Le mariage de Moïse de Camondo avec la belle Irène tourna mal. L'homme d'affaires borgne et à demi sourd suivait difficilement les mondanités de son épouse, folle cavalière, attirée par les fêtes hippiques et les chasses à courre. Elle divorça en 1901 — le scandale fut énorme — et épousa son amant italien. Sa fille Béatrice et ses petits-enfants disparurent en 1943 à Auschwitz. Comme leur fils Nissim avait trouvé la mort en aviateur au service de la France en 1917, Moïse a bien été « le dernier des Camondo » ; et c'est surtout de lui que le musée du 63 de la rue de Monceau entretient la mémoire. Après son divorce Moïse s'était lancé à corps perdu dans la collection des objets du XVIIIe siècle et il fit reconstruire l'immeuble dont il avait hérité pour servir d'écrin à ses collections au moins autant qu'à lui servir de domicile.
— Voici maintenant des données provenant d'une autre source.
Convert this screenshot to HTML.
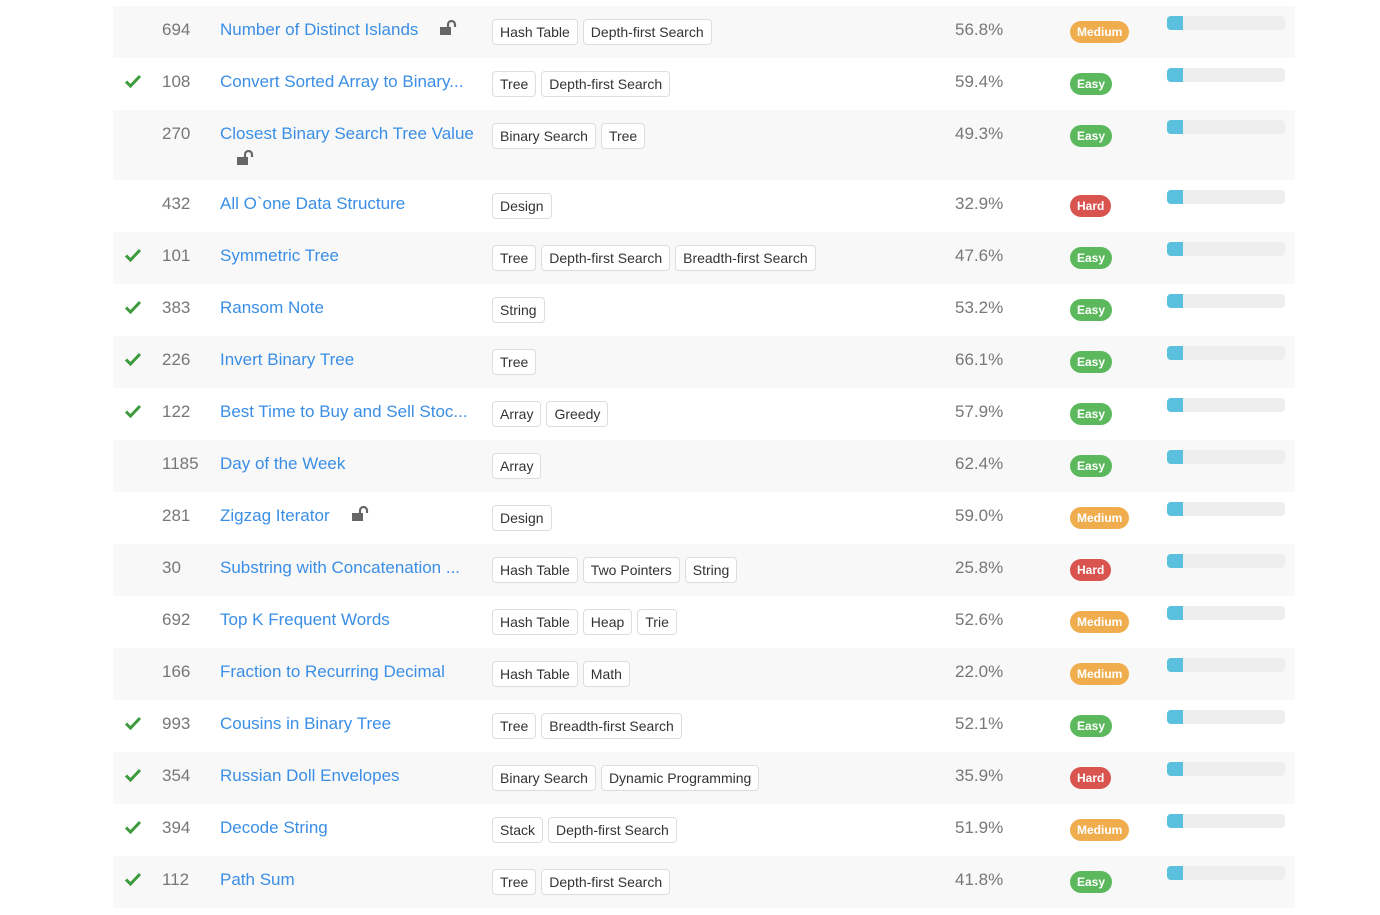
<!DOCTYPE html>
<html><head><meta charset="utf-8"><style>
body{margin:0;background:#fff;font-family:"Liberation Sans",sans-serif;width:1380px;height:915px;overflow:hidden;position:relative}
.row{position:absolute;left:113px;width:1182px;height:52px}
.row.g{background:#f8f8f8}
.chk{position:absolute;left:12px;top:16px}
.num{position:absolute;left:49px;top:14px;font-size:17px;color:#777}
.t{position:absolute;left:107px;top:14px;font-size:17px;color:#3a8ee6;white-space:nowrap}
.lk{display:inline-block;vertical-align:middle;margin-left:22px;margin-top:-6px}
.tags{position:absolute;left:379px;top:13px;display:flex;gap:5px}
.tag{height:24px;line-height:25px;border:1px solid #ddd;border-radius:4px;padding:0 7px;font-size:14px;color:#333;background:#fff}
.ac{position:absolute;left:842px;top:14px;font-size:17px;color:#777}
.b{position:absolute;left:957px;top:15px;height:22px;line-height:23px;border-radius:11px;color:#fff;font-weight:bold;font-size:12px;padding:0 7px}
.M{background:#f0ad4e}.E{background:#5cb85c}.H{background:#d9534f}
.bar{position:absolute;left:1054px;top:10px;width:118px;height:14px;background:#eee;border-radius:4px;overflow:hidden}
.bar i{display:block;width:16px;height:14px;background:#5bc0de}
</style></head><body>
<svg width="0" height="0" style="position:absolute"><defs>
<symbol id="ck" viewBox="0 0 16 14"><path d="M1 7.5l4.5 4.5L15 2" fill="none" stroke="#3c9b3c" stroke-width="3"/></symbol>
<symbol id="lk" viewBox="0 0 18 16"><rect x="0" y="7" width="11" height="8" fill="#666"/><path d="M8 7V4.5a3.5 3.5 0 0 1 7 0V7" fill="none" stroke="#666" stroke-width="2.2"/></symbol>
</defs></svg>

<div class="row g" style="top:6px"><span class="num">694</span><span class="t">Number of Distinct Islands<svg class="lk" width="18" height="16"><use href="#lk"/></svg></span><div class="tags"><span class="tag">Hash Table</span><span class="tag">Depth-first Search</span></div><span class="ac">56.8%</span><span class="b M">Medium</span><div class="bar"><i></i></div></div>

<div class="row" style="top:58px"><svg class="chk" width="16" height="14"><use href="#ck"/></svg><span class="num">108</span><span class="t">Convert Sorted Array to Binary...</span><div class="tags"><span class="tag">Tree</span><span class="tag">Depth-first Search</span></div><span class="ac">59.4%</span><span class="b E">Easy</span><div class="bar"><i></i></div></div>

<div class="row g" style="top:110px;height:70px"><span class="num">270</span><span class="t">Closest Binary Search Tree Value</span><svg style="position:absolute;left:124px;top:40px" width="18" height="16"><use href="#lk"/></svg><div class="tags"><span class="tag">Binary Search</span><span class="tag">Tree</span></div><span class="ac">49.3%</span><span class="b E">Easy</span><div class="bar"><i></i></div></div>

<div class="row" style="top:180px"><span class="num">432</span><span class="t">All O`one Data Structure</span><div class="tags"><span class="tag">Design</span></div><span class="ac">32.9%</span><span class="b H">Hard</span><div class="bar"><i></i></div></div>

<div class="row g" style="top:232px"><svg class="chk" width="16" height="14"><use href="#ck"/></svg><span class="num">101</span><span class="t">Symmetric Tree</span><div class="tags"><span class="tag">Tree</span><span class="tag">Depth-first Search</span><span class="tag">Breadth-first Search</span></div><span class="ac">47.6%</span><span class="b E">Easy</span><div class="bar"><i></i></div></div>

<div class="row" style="top:284px"><svg class="chk" width="16" height="14"><use href="#ck"/></svg><span class="num">383</span><span class="t">Ransom Note</span><div class="tags"><span class="tag">String</span></div><span class="ac">53.2%</span><span class="b E">Easy</span><div class="bar"><i></i></div></div>

<div class="row g" style="top:336px"><svg class="chk" width="16" height="14"><use href="#ck"/></svg><span class="num">226</span><span class="t">Invert Binary Tree</span><div class="tags"><span class="tag">Tree</span></div><span class="ac">66.1%</span><span class="b E">Easy</span><div class="bar"><i></i></div></div>

<div class="row" style="top:388px"><svg class="chk" width="16" height="14"><use href="#ck"/></svg><span class="num">122</span><span class="t">Best Time to Buy and Sell Stoc...</span><div class="tags"><span class="tag">Array</span><span class="tag">Greedy</span></div><span class="ac">57.9%</span><span class="b E">Easy</span><div class="bar"><i></i></div></div>

<div class="row g" style="top:440px"><span class="num">1185</span><span class="t">Day of the Week</span><div class="tags"><span class="tag">Array</span></div><span class="ac">62.4%</span><span class="b E">Easy</span><div class="bar"><i></i></div></div>

<div class="row" style="top:492px"><span class="num">281</span><span class="t">Zigzag Iterator<svg class="lk" width="18" height="16"><use href="#lk"/></svg></span><div class="tags"><span class="tag">Design</span></div><span class="ac">59.0%</span><span class="b M">Medium</span><div class="bar"><i></i></div></div>

<div class="row g" style="top:544px"><span class="num">30</span><span class="t">Substring with Concatenation ...</span><div class="tags"><span class="tag">Hash Table</span><span class="tag">Two Pointers</span><span class="tag">String</span></div><span class="ac">25.8%</span><span class="b H">Hard</span><div class="bar"><i></i></div></div>

<div class="row" style="top:596px"><span class="num">692</span><span class="t">Top K Frequent Words</span><div class="tags"><span class="tag">Hash Table</span><span class="tag">Heap</span><span class="tag">Trie</span></div><span class="ac">52.6%</span><span class="b M">Medium</span><div class="bar"><i></i></div></div>

<div class="row g" style="top:648px"><span class="num">166</span><span class="t">Fraction to Recurring Decimal</span><div class="tags"><span class="tag">Hash Table</span><span class="tag">Math</span></div><span class="ac">22.0%</span><span class="b M">Medium</span><div class="bar"><i></i></div></div>

<div class="row" style="top:700px"><svg class="chk" width="16" height="14"><use href="#ck"/></svg><span class="num">993</span><span class="t">Cousins in Binary Tree</span><div class="tags"><span class="tag">Tree</span><span class="tag">Breadth-first Search</span></div><span class="ac">52.1%</span><span class="b E">Easy</span><div class="bar"><i></i></div></div>

<div class="row g" style="top:752px"><svg class="chk" width="16" height="14"><use href="#ck"/></svg><span class="num">354</span><span class="t">Russian Doll Envelopes</span><div class="tags"><span class="tag">Binary Search</span><span class="tag">Dynamic Programming</span></div><span class="ac">35.9%</span><span class="b H">Hard</span><div class="bar"><i></i></div></div>

<div class="row" style="top:804px"><svg class="chk" width="16" height="14"><use href="#ck"/></svg><span class="num">394</span><span class="t">Decode String</span><div class="tags"><span class="tag">Stack</span><span class="tag">Depth-first Search</span></div><span class="ac">51.9%</span><span class="b M">Medium</span><div class="bar"><i></i></div></div>

<div class="row g" style="top:856px"><svg class="chk" width="16" height="14"><use href="#ck"/></svg><span class="num">112</span><span class="t">Path Sum</span><div class="tags"><span class="tag">Tree</span><span class="tag">Depth-first Search</span></div><span class="ac">41.8%</span><span class="b E">Easy</span><div class="bar"><i></i></div></div>
</body></html>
Dans cet hôtel qui tient du Petit Trianon, « rien ne traduit l'origine cosmopolite du maître des lieux » tout renvoie à la France du siècle des Lumières, tant la constance et la précision du collectionneur ont été remarquables. Le salon dit des Huet en raison de la série de peintures de Jean-Baptiste Huet illustrant une idylle pastorale, résume bien cette ambition.
D'autres visiteurs retiendront plutôt les salon des porcelaines avec les vitrines exposant les pièces du service Buffon, ou la bibliothèque, d'autres encore s'émerveilleront du confort ajouté par Moïse à son évocation du raffinement pré-révolutionnaire : cuisine bien équipée, salle de bain et ascenseur !
Il est clair que la visite de la maison-musée de Moïse Camondo complète merveilleusement la lecture de cet essai biographique et historique remarquable où l'on croise toute une société comme échappée de l'œuvre de Marcel Proust.
• Pierre Assouline : Le dernier des Camondo. Gallimard, 1997, 288 pages. Comporte une bibliographie. Titre repris en Folio.